Understand this: Hands are the enemy. All hands. I never realized how often people touched each other until I stopped being bald. My sister thinks I should have known about the touching part . She thinks I should have known a lot of things.Hair has changed me. I won't deny that. Women complain that I don't close my eyes during sex. They want me to relax, to cherish the rake of their nails across my scalp.
I want to tie their wrists to the bedposts. My secret is guarded well. Since procuring my first hairpiece 28 months ago, the only people to see my pate in all its shine and glory are the gregarious fitters at the House of Maurice in downtown Akron, Ohio. I'm determined to keep it that way.
Understand something else: I am well aware of the pettiness of my vanity. There are problems in this world much greater than my fear of discovery. Ask the cosmonauts up on Mir. Ask those kids running from machetes in Africa. Ask Julie, my anorexic sister with the gray teeth and hands like ice. She can tell you about problems.
4 OTHER LESSONS MY HAIR HAS TAUGHT ME:
1. Surprise is bad---avoid it at all costs.
2. Wear ball caps on windy and/or rainy days.
3. Avoid rebounding duels with aggressive basketball opponents.
4. Decline all invitations to parties that include a reminder (usually in friendly, rounded cursive) to bring swimming trunks.
Julie will tell you all fault for my obsession lies on the head of Earl Godfry, the man who set me on the path to wigdom. Earl is a broadcast headhunter, the best in the Midwest, and he's the person I sent my demo reel to when I first tried to make the jump from Akron to a bigger market. Earl said he liked my tape, that my relationship with the camera made up for my mush-mouthed delivery. He also said my forehead looked like it stretched to the backs of my heels.
"TV's a young business," he told me. "Especially sports. You need to look young, virile. How old are you, anyway? 33? 34?"
I told him I was 26.
The piece was Earl's idea. Say what you want about him. Say, like my sister, that he's no different from a crack dealer handing out freebies to a 7th grader. Say he manipulated my basic need to be hairy. But note this: In the two years that followed Earl's review of my demo reel, I've moved from hosting "Prep Round-Up" at Newscenter 8 in Akron to anchoring weekend sports in Little Rock, Ark., to where I am now: the youngest weekday sports anchor in the Denver metropolitan area. If you ask me, I owe Earl a lot more than the Super Bowl tickets I've promised him.

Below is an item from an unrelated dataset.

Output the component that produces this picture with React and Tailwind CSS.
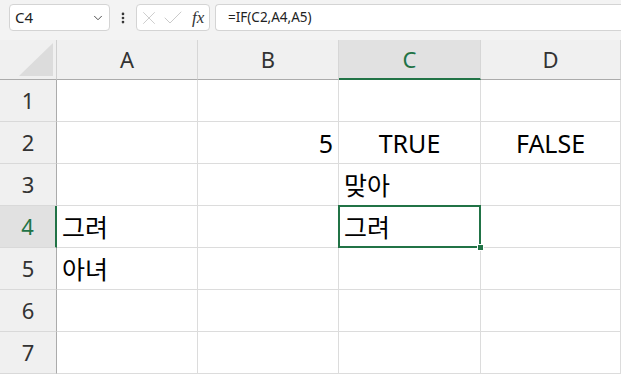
import React from 'react';
import { ChevronDown, EllipsisVertical, X, Check } from 'lucide-react';

const COLS = [
  { id: 'A', w: 'w-[141px]' },
  { id: 'B', w: 'w-[141px]' },
  { id: 'C', w: 'w-[142px]' },
  { id: 'D', w: 'flex-1' },
];

// cell text + alignment per row
const ROWS = [
  { n: 1, cells: [null, null, null, null] },
  { n: 2, cells: [null, ['5', 'right'], ['TRUE', 'center'], ['FALSE', 'center']] },
  { n: 3, cells: [null, null, ['맞아', 'left'], null] },
  { n: 4, cells: [['그려', 'left'], null, ['그려', 'left'], null] },
  { n: 5, cells: [['아녀', 'left'], null, null, null] },
  { n: 6, cells: [null, null, null, null] },
  { n: 7, cells: [null, null, null, null] },
];

const alignClass = {
  left: 'justify-start pl-[5px]',
  right: 'justify-end pr-[5px]',
  center: 'justify-center',
};

const font = { fontFamily: '"Noto Sans", "Noto Sans CJK KR", sans-serif' };

const App = () => {
  return (
    <div className="w-[621px] h-[374px] overflow-hidden bg-white select-none" style={font}>
      {/* Formula bar */}
      <div className="h-[40px] bg-[#f3f3f3] flex items-start pt-[4px] pl-[9px] gap-[5px]">
        <div className="w-[101px] h-[27px] bg-white border border-[#d4d4d4] rounded-[4px] flex items-center pl-[5px] pr-[4px]">
          <span className="flex-1 text-[15px] text-[#222]">C4</span>
          <ChevronDown className="w-[14px] h-[14px] text-[#444]" strokeWidth={1.6} />
        </div>
        <div className="w-[16px] h-[27px] flex items-center justify-center">
          <EllipsisVertical className="w-[14px] h-[16px] text-[#333]" strokeWidth={2.6} />
        </div>
        <div className="w-[74px] h-[27px] bg-white border border-[#d4d4d4] rounded-[4px] flex items-center pl-[1px]">
          <X className="w-[22px] h-[22px] text-[#c4c4c4]" strokeWidth={0.9} />
          <Check className="w-[24px] h-[24px] text-[#c4c4c4] ml-[1px]" strokeWidth={0.9} />
          <span className="text-[17px] italic text-[#333] leading-none ml-[7px]" style={{ fontFamily: '"Liberation Serif", serif' }}>
            fx
          </span>
        </div>
        <div className="flex-1 h-[27px] bg-white border border-[#d4d4d4] border-r-0 rounded-l-[4px] flex items-center pl-[12px]">
          <span className="text-[13.5px] text-[#222]">=IF(C2,A4,A5)</span>
        </div>
      </div>

      {/* Column headers */}
      <div className="flex h-[40px] bg-[#f0f0f0]">
        <div className="w-[57px] h-full border-r border-[#d0d0d0] border-b border-b-[#ababab] relative">
          <svg className="absolute left-0 top-0" width="57" height="40" viewBox="0 0 57 40">
            <polygon points="53,3 53,36 19,36" fill="#dcdcdc" />
          </svg>
        </div>
        {COLS.map((c) => {
          const sel = c.id === 'C';
          return (
            <div
              key={c.id}
              className={`${c.w} h-full flex items-center justify-center text-[22px] border-r border-[#d6d6d6] ${
                sel
                  ? 'bg-[#e1e1e1] text-[#217346] border-b-2 border-b-[#217346]'
                  : 'text-[#333] border-b border-b-[#ababab]'
              }`}
            >
              {c.id}
            </div>
          );
        })}
      </div>

      {/* Rows */}
      {ROWS.map((r) => {
        const selRow = r.n === 4;
        return (
          <div key={r.n} className="flex h-[42px]">
            <div
              className={`w-[57px] h-full flex items-center justify-center text-[22px] border-b border-[#d9d9d9] ${
                selRow
                  ? 'bg-[#e1e1e1] text-[#217346] border-r-2 border-r-[#217346]'
                  : 'bg-[#f0f0f0] text-[#333] border-r border-r-[#ababab]'
              }`}
            >
              {r.n}
            </div>
            {COLS.map((c, i) => {
              const cell = r.cells[i];
              const active = selRow && c.id === 'C';
              return (
                <div
                  key={c.id}
                  className={`${c.w} h-full relative flex items-end pb-[3px] border-r border-b border-[#dcdcdc] text-[25px] leading-[34px] text-black ${
                    cell ? alignClass[cell[1]] : ''
                  } ${active ? 'z-10' : ''}`}
                >
                  {cell && <span className="whitespace-nowrap">{cell[0]}</span>}
                  {active && (
                    <>
                      <div className="absolute -left-[1px] -top-[1px] -right-[1px] -bottom-[1px] border-2 border-[#217346]" />
                      <div className="absolute -right-[4px] -bottom-[4px] w-[7px] h-[7px] bg-[#217346] border border-white" />
                    </>
                  )}
                </div>
              );
            })}
          </div>
        );
      })}
    </div>
  );
};

export default App;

3 OTHER PEOPLE MY SISTER BLAMES FOR MY INSECURITY:
1. Leonard Adler, my father. Divorced Mom when I was 11. Moved to Montana when I was 13. See him once or twice a year, but it's like having dinner with an Amway rep.
2. Marjorie Adler, my mother. Never remarried or, as far as I know, had sex again.
3. Angie Reidhimer, Kappa Kappa Gamma. Said my large forehead made me look "distinguished," then dumped me for a TA with hair like Jon Bon Jovi.
I'm waiting in the sports office for the 5 o'clock promo when the newsroom buzzes in with a phone call. It's my sister in Columbus. Julie and I talk a lot more now that she's been admitted into the Eating Disorders Clinic at Parkway Hospital. Or, as she calls it, Auschwitz. "Abandon all hope, ye who enter here," and all that crap.
I can tell right away Julie is excited about something, despite the sedatives they're giving her to encourage weight gain. Julie tells me she has gained 1 pound, 12 ounces in the past week, but she says that's not the exciting part. What's exciting, she says, is that the Nazis have returned her VCR privileges and she's finally seen the tape of the show I did during sweeps week, the one where I jumped from a Cessna 150 strapped to the underside of a skydiver named Gunther.
"I can't believe it," she tells me. "Even the Nazis were laughing. They kept saying, `I can't believe that's your brother.'
"I've done some outrageous things on camera. I did an entire show while water skiing; I sparred with a boxer named Bonecrusher Smith; I stood perfectly still while a world champion dart thrower pierced the cigar sticking out of my mouth. But this latest stunt, billed by the station as the "world's first midair sports broadcast," is without a doubt my finest to date. A sky-diver with a camera bolted to his helmet captured the whole plunge. He hovered in front of Gunther and me like a window washer and I could see my teeth flashing in the lens of his camera while I shouted lines like, "When I left the plane, Greg Norman held a four-stroke lead over Phil Mickelson in the World Series of Golf."